Even before reading the book I had already been engaged in some of the controversy surrounding it.  On this blog I posted the text of a debate between myself and several friends from Southeastern Bible College on many aspects of biblical interpretation that surround the topic of “evangelical feminism.”  That debate had been sparked by a review of Evans’ book linked by a friend to Facebook.  At the time none of us had read the book, so the debate was largely theoretical.  Now I can finally comment on the book itself.

The controversy surrounding this book has been quite substantial, and so in this first post I want to start by reviewing some of the criticisms before approaching the book on its own terms. After reading through numerous reviews, both positive and negative, I found that the overwhelming majority of critical viewpoints towards Evans’ project were wrapped up in pretty high-strung rhetoric.  John Piper’s Desiring God network posted a review by Trillia Newbell which described Evans’ book as putting the Bible “on trial” with Evans as “the prosecution, judge, and jury” preparing to give the “definitive view on womanhood.”  The same review went on to claim that this book sought to undermine the doctrine of inerrancy and therefore curtail the authority of the Bible literally applied to today’s world.  In a similar vein, the Gospel Coalition posted a critical review of the book by Kathy Keller and Justin Taylor posted a review of the review in which he went so far as to suggest a new title for Evans’ work: A Year of Ridiculous Biblical Interpretation.  I’m not sure how much market research Taylor put into that title suggestion, but he seems pretty confident it will catch on.  Throughout these critical reviews links kept circling back to a post by a “secular-postmodern-feminist” who apparently saw through Evans’ ruse and definitively declared that the book was making a “mockery” of the Bible.  This may be the first and only time that Justin Taylor has cited a secular-postmodern-anything (and gasp, a feminist, too!) as a credible source (though it’s not clear from the post that this reviewer had actually read Evans’ book, so her actual credibility is in doubt…).
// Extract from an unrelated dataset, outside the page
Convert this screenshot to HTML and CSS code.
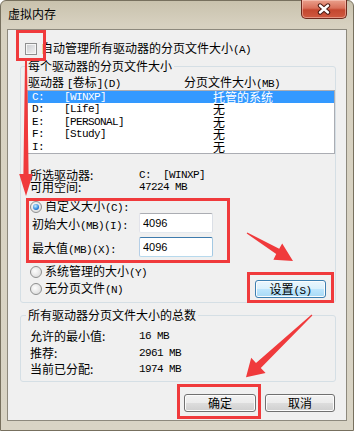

Unfortunately for Taylor and the other critics of Evans and her book, all this rhetoric is really just rhetoric.  As Taylor acknowledges in his “review,” those with a more sympathetic view toward Evans’ project have formed polar opposite conclusions about the nature and merit of her book, perhaps most notable among them three evangelical academics: New Testament scholar James McGrathOld Testament scholar Peter Enns, and theologian Roger Olson.  McGrath, for example, writes of Evans’ interpretation of scripture:

If I occasionally had quibbles or the instinctive scholar’s desire for more precise nuance, I didn’t have any strong objections, places where I felt that Rachel’s treatment of the Bible was wide of the mark.  Overall, she did a good job of taking into account what scholars have to say about the Bible.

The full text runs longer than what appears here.